Glenn Beck said Thursday that Americans need to make it absolutely clear that they do not stand with Nevada rancher Cliven Bundy after a report in the New York Times and subsequently released video footage showed Bundy questioning whether blacks would be "better off as slaves."
"It is hard, because we believe the government is out of control," Beck said on his radio program. "We believe the government is growing as an oppressor. We believe the west should have their land. We believe that the EPA and the BLM is putting their boot on the necks of of farmers and ranchers. ... But you have to know who you're standing with."
Bundy has become a national figure after refusing to pay federal grazing fees, arguing that the land in question belongs to the state, not the federal government. But Beck said that even if you agree with Bundy on some of the issues, you do not want a seemingly volatile racist as your messenger.
Embattled Bunkerville rancher Cliven Bundy, left, and his son Dave Bundy talk to a reporter on the corner of North Las Vegas Boulevard and East Stewart Avenue in downtown Las Vegas Monday, April 7, 2014. (AP Photo/Las Vegas Review-Journal, K.M. Cannon)
The New York Times reported that Bundy said of "the Negro": “They abort their young children, they put their young men in jail, because they never learned how to pick cotton. And I’ve often wondered, are they better off as slaves, picking cotton and having a family life and doing things, or are they better off under government subsidy? They didn’t get no more freedom. They got less freedom.”
Beck commented: "If he really thinks ... that slaves had a family life, just that shows you how unhinged from reality this guy is! You've got to distance yourself. You must know who you are standing next to at all times."
Beck also shared some stories about TheBlaze's interactions with Bundy, which seem to shed more light on the man's character.
"Immediately after speaking to Cliven [on the radio April 14], I had Billy Hallowell call him; he's our faith editor," Beck began. "One of the nicest guys out there."
Beck was shocked to hear that Bundy was so unbearably rude, Hallowell couldn't even conduct the interview.
"He writes to me and says, 'Glenn, I've never been treated so poorly,'" Beck recalled. "'The guy ripped me apart. And he said, 'If Glenn Beck wants to talk to me about faith, he can call me himself.'"

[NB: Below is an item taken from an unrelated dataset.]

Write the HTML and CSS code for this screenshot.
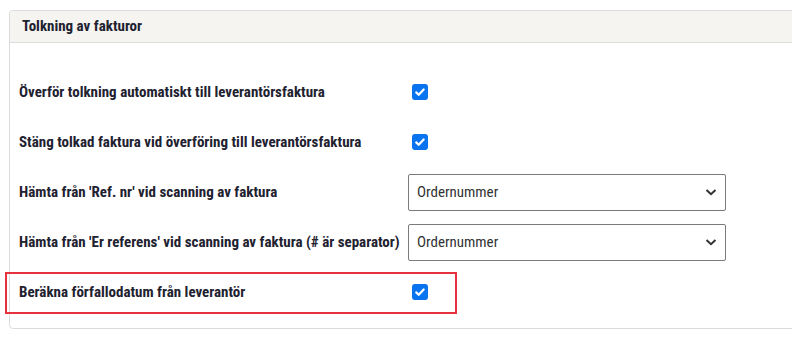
FILE: index.html
```html
<!DOCTYPE html>
<html lang="sv">
<head>
<meta charset="utf-8">
<link rel="stylesheet" href="styles.css">
</head>
<body>
<section class="card">
  <header class="card-head">Tolkning av fakturor</header>
  <div class="card-body">
    <div class="row">
      <span class="label">Överför tolkning automatiskt till leverantörsfaktura</span>
      <span class="check"><svg viewBox="0 0 16 16" width="16" height="16"><path d="M4.2 8.4l2.5 2.4 5-5.3" fill="none" stroke="#fff" stroke-width="2.2" stroke-linecap="round" stroke-linejoin="round"/></svg></span>
    </div>
    <div class="row">
      <span class="label">Stäng tolkad faktura vid överföring till leverantörsfaktura</span>
      <span class="check"><svg viewBox="0 0 16 16" width="16" height="16"><path d="M4.2 8.4l2.5 2.4 5-5.3" fill="none" stroke="#fff" stroke-width="2.2" stroke-linecap="round" stroke-linejoin="round"/></svg></span>
    </div>
    <div class="row">
      <span class="label">Hämta från 'Ref. nr' vid scanning av faktura</span>
      <div class="select"><span>Ordernummer</span><svg viewBox="0 0 14 14" width="14" height="14"><path d="M2.5 5l4.5 4.2L11.5 5" fill="none" stroke="#333" stroke-width="2"/></svg></div>
    </div>
    <div class="row">
      <span class="label">Hämta från 'Er referens' vid scanning av faktura (# är separator)</span>
      <div class="select"><span>Ordernummer</span><svg viewBox="0 0 14 14" width="14" height="14"><path d="M2.5 5l4.5 4.2L11.5 5" fill="none" stroke="#333" stroke-width="2"/></svg></div>
    </div>
    <div class="row highlight">
      <span class="label">Beräkna förfallodatum från leverantör</span>
      <span class="check"><svg viewBox="0 0 16 16" width="16" height="16"><path d="M4.2 8.4l2.5 2.4 5-5.3" fill="none" stroke="#fff" stroke-width="2.2" stroke-linecap="round" stroke-linejoin="round"/></svg></span>
    </div>
  </div>
</section>
</body>
</html>
```
FILE: styles.css
```css
html, body {
  margin: 0;
  padding: 0;
  background: #fff;
}
body {
  padding: 10px 0 0 9px;
  font-family: "Roboto Condensed", "Liberation Sans Narrow", Roboto, sans-serif;
  font-stretch: condensed;
  color: #212130;
}
.card {
  width: 800px;
  height: 319px;
  box-sizing: border-box;
  border: 1px solid #dcdcdc;
  border-radius: 4px;
}
.card-head {
  height: 32px;
  box-sizing: border-box;
  background: #f5f4f1;
  border-bottom: 1px solid #dcdcdc;
  border-radius: 4px 4px 0 0;
  padding-left: 12px;
  font-size: 15px;
  font-weight: 700;
  line-height: 31px;
}
.card-body {
  padding-top: 24px;
}
.row {
  position: relative;
  height: 50px;
  display: flex;
  align-items: center;
  padding-left: 9px;
}
.label {
  width: 389px;
  flex: none;
  font-size: 15px;
  font-weight: 700;
}
.check {
  margin-left: 4px;
  width: 16px;
  height: 16px;
  border-radius: 3px;
  background: #0a74f0;
  display: block;
}
.check svg { display: block; }
.select {
  width: 318px;
  height: 37px;
  box-sizing: border-box;
  border: 1px solid #7a7a7a;
  border-radius: 2px;
  display: flex;
  align-items: center;
  justify-content: space-between;
  padding: 0 7px 0 8px;
  font-size: 15px;
  color: #333;
}
.highlight::after {
  content: "";
  position: absolute;
  left: -5px;
  top: 5px;
  width: 448px;
  height: 38px;
  border: 2px solid #e5323e;
}
```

"And this is not the first Blaze reporter that was mistreated by Mr. Bundy," Beck added.
Beck said Bundy later apologized, and he accepted the apology. But when another reporter called him "to talk about the very thing I said we were going to talk to him about, he [flew] off the handle," Beck remarked.
"So we have backed off of him entirely," he continued. "And we have had internal conversations of, 'just watch this guy,' because I don't know where he is."
Beck said there is nothing wrong with giving a man a fair chance at the beginning, and stepping far away from him when new information emerges.
"I still say the government is out of control," Beck said. "I still say they used over-the-top force. I still say should return the land to the west. I still am for that! But I'm not with him."
"You cannot tolerate this," he told his audience.